Data items
▬▬▬▬▬▬

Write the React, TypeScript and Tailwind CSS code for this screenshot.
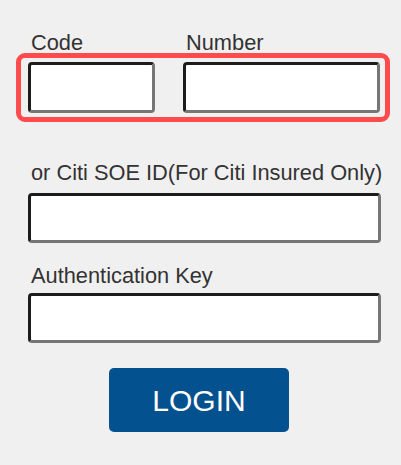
import { useState } from 'react'

const inputCls =
  'block h-[51px] rounded-[4px] border-[3px] border-t-[#1c1c1c] border-l-[#1c1c1c] border-b-[#767676] border-r-[#767676] bg-white px-2 text-[20px] outline-none'

export default function App() {
  const [code, setCode] = useState('')
  const [number, setNumber] = useState('')
  const [soeId, setSoeId] = useState('')
  const [authKey, setAuthKey] = useState('')

  return (
    <div
      className="min-h-[465px] bg-[#f0f0f0] px-4 pt-[31px] text-[#333]"
      style={{ fontFamily: '"Liberation Sans", Arial, sans-serif' }}
    >
      {/* phone */}
      <div className="flex text-[21.8px] leading-[24px]">
        <label className="ml-[15px] w-[155px]">Code</label>
        <label>Number</label>
      </div>
      <div className="-mt-[2px] flex h-[69px] w-[374px] items-center gap-[28px] rounded-[9px] border-[5px] border-[#ff4b4b] pl-[7px]">
        <input
          className={`${inputCls} w-[127px]`}
          value={code}
          onChange={(e) => setCode(e.target.value)}
        />
        <input
          className={`${inputCls} w-[197px]`}
          value={number}
          onChange={(e) => setNumber(e.target.value)}
        />
      </div>

      {/* soe id */}
      <label className="mt-[39px] ml-[15px] block text-[21.8px] leading-[24px]">
        or Citi SOE ID(For Citi Insured Only)
      </label>
      <input
        className={`${inputCls} mt-[8px] ml-[12px] w-[353px] !h-[50px]`}
        value={soeId}
        onChange={(e) => setSoeId(e.target.value)}
      />

      {/* auth key */}
      <label className="mt-[21px] ml-[15px] block text-[21.8px] leading-[24px]">
        Authentication Key
      </label>
      <input
        className={`${inputCls} mt-[5px] ml-[12px] w-[353px] !h-[50px]`}
        value={authKey}
        onChange={(e) => setAuthKey(e.target.value)}
      />

      <div className="mt-[25px] flex justify-center pr-[3px]">
        <button
          type="button"
          className="h-[64px] w-[180px] rounded-[5px] bg-[#04518f] text-[30px] text-white"
        >
          LOGIN
        </button>
      </div>
    </div>
  )
}
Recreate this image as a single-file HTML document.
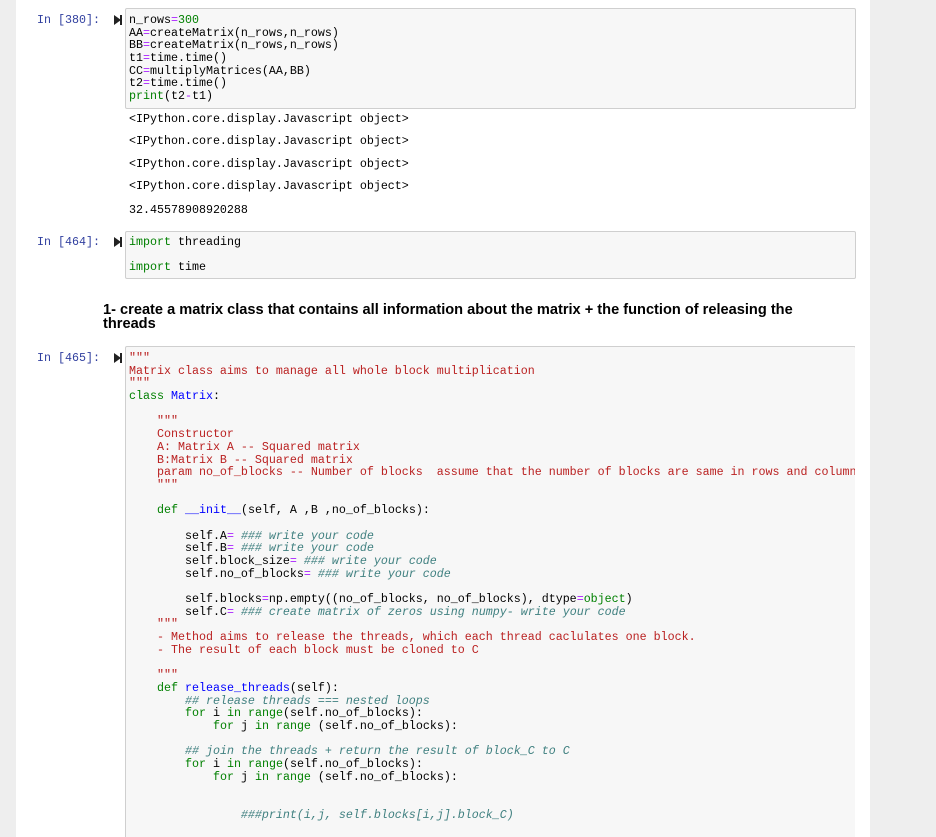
<!DOCTYPE html>
<html style="overflow:hidden;height:837px"><head><style>
body{margin:0;width:936px;height:837px;overflow:hidden;background:#eeeeee;position:relative;font-family:"Liberation Mono",monospace;}
#nb{position:absolute;left:16px;top:0;width:854px;height:837px;background:#fff;}
.box{position:absolute;left:125px;width:729px;background:#f7f7f7;border:1px solid #cfcfcf;border-radius:2px;}
pre{margin:0;position:absolute;left:129px;font-family:"Liberation Mono",monospace;font-size:11.67px;line-height:12.69px;color:#000;white-space:pre;}
.p{position:absolute;left:37px;font-family:"Liberation Mono",monospace;font-size:11.67px;color:#303f9f;}
.run{position:absolute;left:114px;width:0;height:0;border-left:7px solid #222;border-top:5px solid transparent;border-bottom:5px solid transparent;}
.run:after{content:"";position:absolute;left:-1px;top:-5px;width:2px;height:10px;background:#222;}
.k{color:#008000}.o{color:#aa22ff}.n{color:#008000}.s{color:#ba2121}.c{color:#408080;font-style:italic}.b{color:#0000ff}
h3{position:absolute;left:103px;top:303px;margin:0;width:730px;font-family:"Liberation Sans",sans-serif;font-size:14.6px;font-weight:bold;line-height:14px;}
</style></head><body>
<div id="nb"></div>
<div class="p" style="top:13px">In [380]:</div>
<div class="run" style="top:15px"></div>
<div class="box" style="top:8px;height:99px"></div>
<pre style="top:14px">n_rows<span class="o">=</span><span class="n">300</span>
AA<span class="o">=</span>createMatrix(n_rows,n_rows)
BB<span class="o">=</span>createMatrix(n_rows,n_rows)
t1<span class="o">=</span>time.time()
CC<span class="o">=</span>multiplyMatrices(AA,BB)
t2<span class="o">=</span>time.time()
<span class="k">print</span>(t2<span class="o">-</span>t1)</pre>
<pre style="top:113px">&lt;IPython.core.display.Javascript object&gt;</pre>
<pre style="top:135px">&lt;IPython.core.display.Javascript object&gt;</pre>
<pre style="top:158px">&lt;IPython.core.display.Javascript object&gt;</pre>
<pre style="top:180px">&lt;IPython.core.display.Javascript object&gt;</pre>
<pre style="top:204px">32.45578908920288</pre>

<div class="p" style="top:235px">In [464]:</div>
<div class="run" style="top:237px"></div>
<div class="box" style="top:231px;height:46px"></div>
<pre style="top:236px"><span class="k">import</span> threading

<span class="k">import</span> time</pre>

<h3>1- create a matrix class that contains all information about the matrix + the function of releasing the threads</h3>

<div class="p" style="top:351px">In [465]:</div>
<div class="run" style="top:353px"></div>
<div class="box" style="top:346px;height:500px"></div>
<pre style="top:352px"><span class="s">"""
Matrix class aims to manage all whole block multiplication
"""</span>
<span class="k">class</span> <span class="b">Matrix</span>:

    <span class="s">"""
    Constructor
    A: Matrix A -- Squared matrix
    B:Matrix B -- Squared matrix
    param no_of_blocks -- Number of blocks  assume that the number of blocks are same in rows and column
    """</span>

    <span class="k">def</span> <span class="b">__init__</span>(self, A ,B ,no_of_blocks):

        self.A<span class="o">=</span> <span class="c">### write your code</span>
        self.B<span class="o">=</span> <span class="c">### write your code</span>
        self.block_size<span class="o">=</span> <span class="c">### write your code</span>
        self.no_of_blocks<span class="o">=</span> <span class="c">### write your code</span>

        self.blocks<span class="o">=</span>np.empty((no_of_blocks, no_of_blocks), dtype<span class="o">=</span><span class="k">object</span>)
        self.C<span class="o">=</span> <span class="c">### create matrix of zeros using numpy- write your code</span>
    <span class="s">"""
    - Method aims to release the threads, which each thread caclulates one block.
    - The result of each block must be cloned to C

    """</span>
    <span class="k">def</span> <span class="b">release_threads</span>(self):
        <span class="c">## release threads === nested loops</span>
        <span class="k">for</span> i <span class="k">in</span> <span class="k">range</span>(self.no_of_blocks):
            <span class="k">for</span> j <span class="k">in</span> <span class="k">range</span> (self.no_of_blocks):

        <span class="c">## join the threads + return the result of block_C to C</span>
        <span class="k">for</span> i <span class="k">in</span> <span class="k">range</span>(self.no_of_blocks):
            <span class="k">for</span> j <span class="k">in</span> <span class="k">range</span> (self.no_of_blocks):


                <span class="c">###print(i,j, self.blocks[i,j].block_C)</span></pre>
<div style="position:absolute;left:855px;top:346px;width:15px;height:491px;background:#fff"></div>
</body></html>
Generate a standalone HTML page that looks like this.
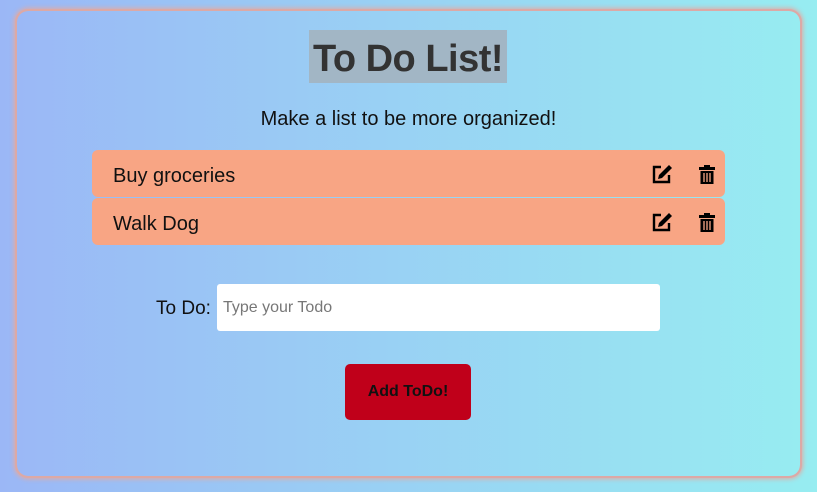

▬▬▬▬▬▬

> [TASK GOAL]:
Set down word for word the lines from the first entry through the line with "const [authKey, setAuthKey] = useState('')", both included, omitting pictures.

> [WRITTEN RESPONSE]:
Write the React, TypeScript and Tailwind CSS code for this screenshot.
import { useState } from 'react'

const inputCls =
  'block h-[51px] rounded-[4px] border-[3px] border-t-[#1c1c1c] border-l-[#1c1c1c] border-b-[#767676] border-r-[#767676] bg-white px-2 text-[20px] outline-none'

export default function App() {
  const [code, setCode] = useState('')
  const [number, setNumber] = useState('')
  const [soeId, setSoeId] = useState('')
  const [authKey, setAuthKey] = useState('')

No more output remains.